Had the Bears' Tillman taken a better angle in Sunday's game, he probably would have blocked Walter's first punt after surging up the middle but veering to his left as he approached the block point.

Yet even those players who take the correct angles can sometimes miss a block if their technique is off. Wright felt he would have had a cleaner block of Brad Maynard's second-quarter punt had his form been slightly better, as his hands weren't together. He made contact with his right hand and the punt ended up being a 24-yarder.

"The proper technique for blocking a punt is that you want to try to put your hands right where the punter's foot contacts the ball," explained Belichick, touching the tips of his thumbs to create an open-tipped triangle. "You literally should try to take the ball off the punter's foot."

Belichick added that the best punt blockers are those who usually recover their own blocks.

"You should actually see the ball come off the punter's foot," he said. "A good punt blocker, when he blocks the kick, wherever the ball goes, he would go right to the ball -- instead of looking around, wondering where it is -- because he would have followed it right off the foot and seen it hit his hands.

"So when we coach that, it's getting off on the ball, getting to the block point, putting your hands on the contact point between the ball and the punter's foot, and then having the player run and pick the ball up to make sure he's watching the ball."

The technique for blocking field goal attempts, meanwhile, has some slight variations. Take Seymour's as an example.

Because Seymour was executing an inside rush, there was no chance that he could take the ball off the kicker's foot like a player flattening out on an outside rush.
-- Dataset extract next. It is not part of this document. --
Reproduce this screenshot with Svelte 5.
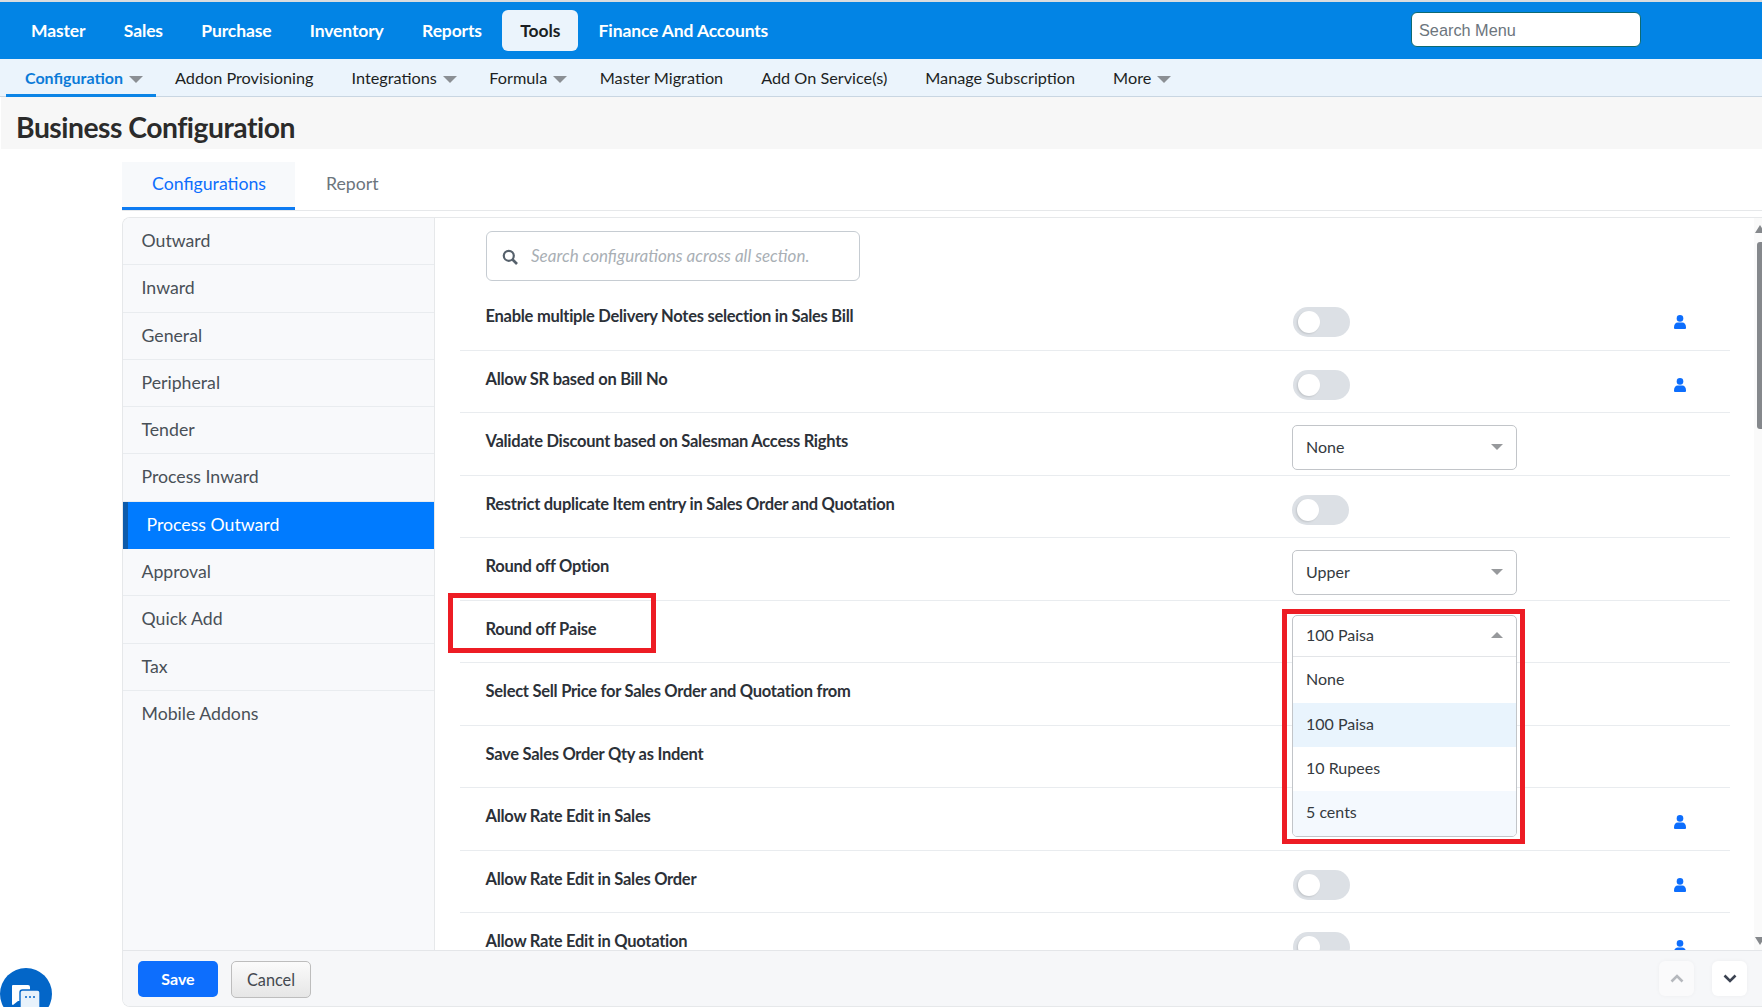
<script>
  const mainNav = ['Master','Sales','Purchase','Inventory','Reports','Tools','Finance And Accounts'];
  const subNav = [
    {t:'Configuration',c:true,a:true},{t:'Addon Provisioning'},{t:'Integrations',c:true},{t:'Formula',c:true},
    {t:'Master Migration'},{t:'Add On Service(s)'},{t:'Manage Subscription'},{t:'More',c:true}
  ];
  const side = ['Outward','Inward','General','Peripheral','Tender','Process Inward','Process Outward','Approval','Quick Add','Tax','Mobile Addons'];
  const rows = [
    {l:'Enable multiple Delivery Notes selection in Sales Bill',k:'t',u:true},
    {l:'Allow SR based on Bill No',k:'t',u:true},
    {l:'Validate Discount based on Salesman Access Rights',k:'s',v:'None'},
    {l:'Restrict duplicate Item entry in Sales Order and Quotation',k:'t',n:true},
    {l:'Round off Option',k:'s',v:'Upper'},
    {l:'Round off Paise',k:'o',v:'100 Paisa'},
    {l:'Select Sell Price for Sales Order and Quotation from',k:'n'},
    {l:'Save Sales Order Qty as Indent',k:'n'},
    {l:'Allow Rate Edit in Sales',k:'t',u:true},
    {l:'Allow Rate Edit in Sales Order',k:'t',u:true},
    {l:'Allow Rate Edit in Quotation',k:'t',u:true}
  ];
  const options = ['None','100 Paisa','10 Rupees','5 cents'];
</script>

<div class="page">
  <header class="top">
    <nav class="main">
      {#each mainNav as n}
        <span class="mi" class:on={n==='Tools'}>{n}</span>
      {/each}
    </nav>
    <input class="menu-search" placeholder="Search Menu" />
  </header>

  <nav class="sub">
    {#each subNav as s}
      <span class="si" class:on={s.a} class:car={s.c}>{s.t}{#if s.c}<i class="caret"></i>{/if}</span>
    {/each}
  </nav>

  <div class="title"><h1>Business Configuration</h1></div>

  <div class="tabs">
    <span class="tab on">Configurations</span>
    <span class="tab">Report</span>
  </div>

  <section class="card">
    <div class="body">
      <aside class="side">
        {#each side as s}
          <div class="sitem" class:on={s==='Process Outward'}>{s}</div>
        {/each}
      </aside>
      <div class="content">
        <div class="search">
          <svg width="16" height="16" viewBox="0 0 16 16"><circle cx="6.8" cy="6.8" r="5" fill="none" stroke="#56616c" stroke-width="2.2"/><path d="M10.5 10.5L15 15" stroke="#56616c" stroke-width="2.6"/></svg>
          <span class="ph">Search configurations across all section.</span>
        </div>
        {#each rows as r}
          <div class="row">
            <div class="lab">{r.l}</div>
            <div class="ctl">
              {#if r.k==='t'}
                <span class="tog" class:nudge={r.n}><span class="knob"></span></span>
              {:else if r.k==='s'}
                <div class="sel"><span>{r.v}</span><i class="tri"></i></div>
              {:else if r.k==='o'}
                <div class="dd">
                  <div class="ddh"><span>{r.v}</span><i class="tri up"></i></div>
                  {#each options as o, i}
                    <div class="opt o{i}">{o}</div>
                  {/each}
                </div>
              {/if}
            </div>
            <div class="usr">
              {#if r.u}
                <svg width="12" height="14" viewBox="0 0 12 14"><circle cx="6" cy="3.4" r="3.3" fill="#0d6efd"/><path d="M0 12.2C0 9 1.8 7.4 3.6 7.4h4.8C10.2 7.4 12 9 12 12.2V13a1 1 0 0 1-1 1H1a1 1 0 0 1-1-1z" fill="#0d6efd"/></svg>
              {/if}
            </div>
          </div>
        {/each}
        <div class="bar"><div class="ar at"></div><div class="thumb"></div><div class="ar ab"></div></div>
      </div>
    </div>
    <footer class="foot">
      <button class="save">Save</button>
      <button class="cancel">Cancel</button>
      <div class="chev">
        <span class="cb dim"><svg width="14" height="9" viewBox="0 0 14 9"><path d="M1.5 7.5L7 2l5.5 5.5" fill="none" stroke="#b5b8bd" stroke-width="2.6"/></svg></span>
        <span class="cb"><svg width="14" height="9" viewBox="0 0 14 9"><path d="M1.5 1.5L7 7l5.5-5.5" fill="none" stroke="#3c4352" stroke-width="2.6"/></svg></span>
      </div>
    </footer>
  </section>

  <div class="mark m1"></div>
  <div class="mark m2"></div>

  <div class="chat">
    <svg width="30" height="26" viewBox="0 0 30 26">
      <path d="M2 0h15a2 2 0 0 1 2 2v12a2 2 0 0 1-2 2H7l-5 4a1 1 0 0 1-1-1V1a1 1 0 0 1 1-1z" fill="#fff" transform="translate(0 1)"/>
      <rect x="9" y="6" width="20" height="20" rx="2.5" fill="#e8f2fb" stroke="#0366c8" stroke-width="1.4"/>
      <circle cx="15" cy="13" r="1" fill="#0366c8"/><circle cx="19" cy="13" r="1" fill="#0366c8"/><circle cx="23" cy="13" r="1" fill="#0366c8"/>
    </svg>
  </div>
</div>

<style>
  :global(body){margin:0;background:#fff;}
  .page{position:relative;height:1007px;width:1762px;overflow:hidden;display:flex;flex-direction:column;font-family:Lato,"Liberation Sans",sans-serif;border-top:2px solid #d9dcdf;box-sizing:border-box;}
  .top{height:57px;flex:none;background:#0284e5;display:flex;align-items:center;justify-content:space-between;padding:0 121px 0 13px;}
  .main{display:flex;align-items:center;gap:2.4px;}
  .mi{height:41px;line-height:41px;padding:0 18px;color:#fff;font-size:17.5px;font-weight:700;border-radius:6px;letter-spacing:-.13px;margin-top:-1px;}
  .mi.on{background:#ebf4fc;color:#1c1f23;padding:0 18px;}
  .menu-search{width:230px;height:35px;box-sizing:border-box;border:1px solid #0e6a72;border-radius:6px;padding:1px 7px 0;font:16.3px "Liberation Sans",sans-serif;background:#fff;margin-top:-2px;}
  .menu-search::placeholder{color:#6c757d;opacity:1;}
  .sub{height:38px;flex:none;box-sizing:border-box;background:#ebf4fc;border-bottom:1px solid #c9d6e2;display:flex;padding-left:6px;}
  .si{position:relative;height:38px;line-height:37px;padding:0 19px;font-size:16.25px;color:#1c1f23;white-space:nowrap;box-sizing:border-box;}
  .si.car{margin-right:-5.5px;}
  .si.on{color:#0b7bd8;font-weight:700;font-size:16px;border-bottom:3px solid #0b84e6;padding-right:13px;margin-right:0;}
  .caret{display:inline-block;border-left:7px solid transparent;border-right:7px solid transparent;border-top:7px solid #8b8f94;margin-left:6px;vertical-align:1px;}
  .title{height:52px;flex:none;background:#f7f7f7;padding-left:15px;margin-left:1px;}
  h1{margin:0;font-size:28.3px;line-height:61px;font-weight:700;color:#2b2b2b;letter-spacing:-.5px;}
  .tabs{margin:13px 0 0 122px;height:49px;flex:none;box-sizing:border-box;border-bottom:1px solid #e6e8ea;display:flex;}
  .tab{height:48px;box-sizing:border-box;line-height:43px;font-size:17.7px;color:#6c757d;padding:0 30px 0 31px;}
  .tab.on{width:173px;padding:0 0 0 30px;background:#f7f9fb;color:#0d6efd;border-bottom:3px solid #0d7bf2;}
  .card{margin:6px 0 0 122px;flex:1;min-height:0;border:1px solid #e6e8ea;border-right:none;border-radius:8px 0 0 8px;display:flex;flex-direction:column;overflow:hidden;}
  .body{flex:1;min-height:0;display:flex;overflow:hidden;}
  .side{width:311px;flex:none;background:#f8f9fb;border-right:1px solid #e6e8ea;}
  .sitem{height:47.3px;line-height:46px;box-sizing:border-box;border-bottom:1px solid #e9ecef;padding-left:18.5px;font-size:17.7px;color:#495057;}
  .sitem:last-child{border-bottom:none;}
  .sitem.on{background:#007bff;color:#fff;border-left:5px solid #0d5bab;padding-left:18.5px;border-bottom:none;}
  .content{flex:1;position:relative;padding:13px 0 0 25px;box-sizing:border-box;min-width:0;}
  .search{width:374px;height:50px;box-sizing:border-box;margin-left:26px;margin-bottom:7px;border:1px solid #c6ccd2;border-radius:6px;display:flex;align-items:center;padding-left:15px;gap:13px;overflow:hidden;}
  .search svg{margin-top:2px;flex:none;}
  .ph{width:279px;overflow:hidden;white-space:nowrap;font-style:italic;font-size:17px;color:#a9afb5;margin-top:-2px;}
  .row{width:1270px;height:62.5px;box-sizing:border-box;border-bottom:1px solid #e9ecef;display:grid;grid-template-columns:832px 376px 24px;}
  .lab{padding:17px 0 0 25.5px;font-size:16.5px;line-height:22px;font-weight:700;color:#2c3138;letter-spacing:-.27px;white-space:nowrap;}
  .ctl{position:relative;}
  .tog{display:block;width:57px;height:30px;margin:19px 0 0 1px;border-radius:15px;background:#dce0e5;position:relative;}
  .tog.nudge{margin-left:0;}
  .knob{position:absolute;left:5px;top:4px;width:22px;height:22px;border-radius:50%;background:#fff;box-shadow:-1px 1px 2px rgba(0,0,0,.12);}
  .sel,.ddh{height:45px;box-sizing:border-box;width:225px;display:flex;align-items:center;justify-content:space-between;padding:0 13px 2px;font-size:16px;color:#343a40;font-family:Lato,sans-serif;}
  .sel{margin-top:12px;border:1px solid #c2c5c9;border-radius:5px;}
  .tri{border-left:6px solid transparent;border-right:6px solid transparent;border-top:6.5px solid #97999c;}
  .tri.up{border-top:none;border-bottom:6.5px solid #97999c;}
  .dd{position:absolute;left:0;top:14px;width:225px;box-sizing:border-box;border:1px solid #c2c5c9;border-radius:5px;background:#fff;z-index:2;overflow:hidden;}
  .ddh{width:auto;height:41px;border-bottom:1px solid #e3e5e8;}
  .opt{height:44px;line-height:41px;padding-left:13px;font-size:16px;color:#343a40;}
  .o0{height:46px;line-height:43px;}
  .o1{background:#e9f4fd;}
  .o3{background:#f4f9fe;height:45px;}
  .usr{display:flex;justify-content:center;padding-top:27px;box-sizing:border-box;align-items:flex-start;}
  .bar{position:absolute;right:0;top:0;bottom:0;width:8px;background:#fafafa;}
  .thumb{position:absolute;right:0;top:24px;width:5px;height:187px;background:#85888c;border-radius:3px 0 0 3px;}
  .ar{position:absolute;right:-3px;border-left:5px solid transparent;border-right:5px solid transparent;}
  .at{top:7px;border-bottom:8px solid #85888c;}
  .ab{bottom:5px;border-top:8px solid #85888c;}
  .foot{height:56px;flex:none;box-sizing:border-box;background:#f6f7f9;border-top:1px solid #e4e6e9;display:flex;align-items:flex-start;padding:10px 15px 0 15px;gap:13px;}
  button{font-family:Lato,sans-serif;font-size:16px;height:36px;width:80px;border-radius:5px;padding:0;}
  .save{background:#0d6efd;color:#fff;border:none;font-weight:700;padding-bottom:2px;}
  .cancel{background:linear-gradient(#fbfbfb,#e6e6e6);border:1px solid #bdbdbd;color:#444950;height:37px;font-size:16.3px;}
  .chev{margin-left:auto;display:flex;gap:18px;}
  .cb{width:35px;height:35px;border-radius:6px;background:#fff;display:flex;align-items:center;justify-content:center;box-shadow:0 0 4px rgba(0,0,0,.04);}
  .cb.dim{background:#fafafb;}
  .mark{position:absolute;border:5px solid #ed1c24;box-sizing:border-box;z-index:3;}
  .m1{left:447.5px;top:591px;width:208px;height:60px;}
  .m2{left:1282px;top:607px;width:243px;height:235px;}
  .chat{position:absolute;left:0;top:966px;width:52px;height:52px;border-radius:50%;background:#0366c8;z-index:3;}
  .chat svg{position:absolute;left:11px;top:16px;}
</style>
So his key was to get an initial push out of a three-point stance, then correctly timing when to thrust his arms into the air.

"As a defensive lineman, you want to try to look in at the ball when the ball is snapped and try to come off with your hands inside and come off low -- one, two, and up," said Belichick, as he raised his arms.

Getting those hands up is obviously key.

"It doesn't matter how much push you get -- if you don't get your hands up, you're not going to block it," Belichick said. "Even if there is no push, it could be a low kick and you have a shot. Then it's timing. If you push too long, the ball could be gone by the time you get those hands up. And if you put them up too early, you don't get enough push to cut down the angle."

Seymour's block was textbook in that he lined up with several teammates in the guard-tackle gap, accounting for the right-to-left angle in which the ball had to be kicked off the right hash mark. The 6-foot-6-inch Seymour powered through Bears lineman Terrence Metcalf before timing when to extend his right arm.

"In that case, Richard was right in the line of flight, got a good push, and got his hands up," Belichick said. "A good push from a different angle wouldn't have made much of a difference."

The block was Seymour's sixth in his six-year career (including playoffs) and when Belichick reviewed the game on film, he believed it was a key play. Ditto for Wright's block that set up Stephen Gostkowski's big kick.

"Ultimately, when you look at the game, you have us blocking a field goal, then you have a 52-yarder at the end of the half," Belichick said. "In a close game that's only decided by a couple points, those end up being really big plays."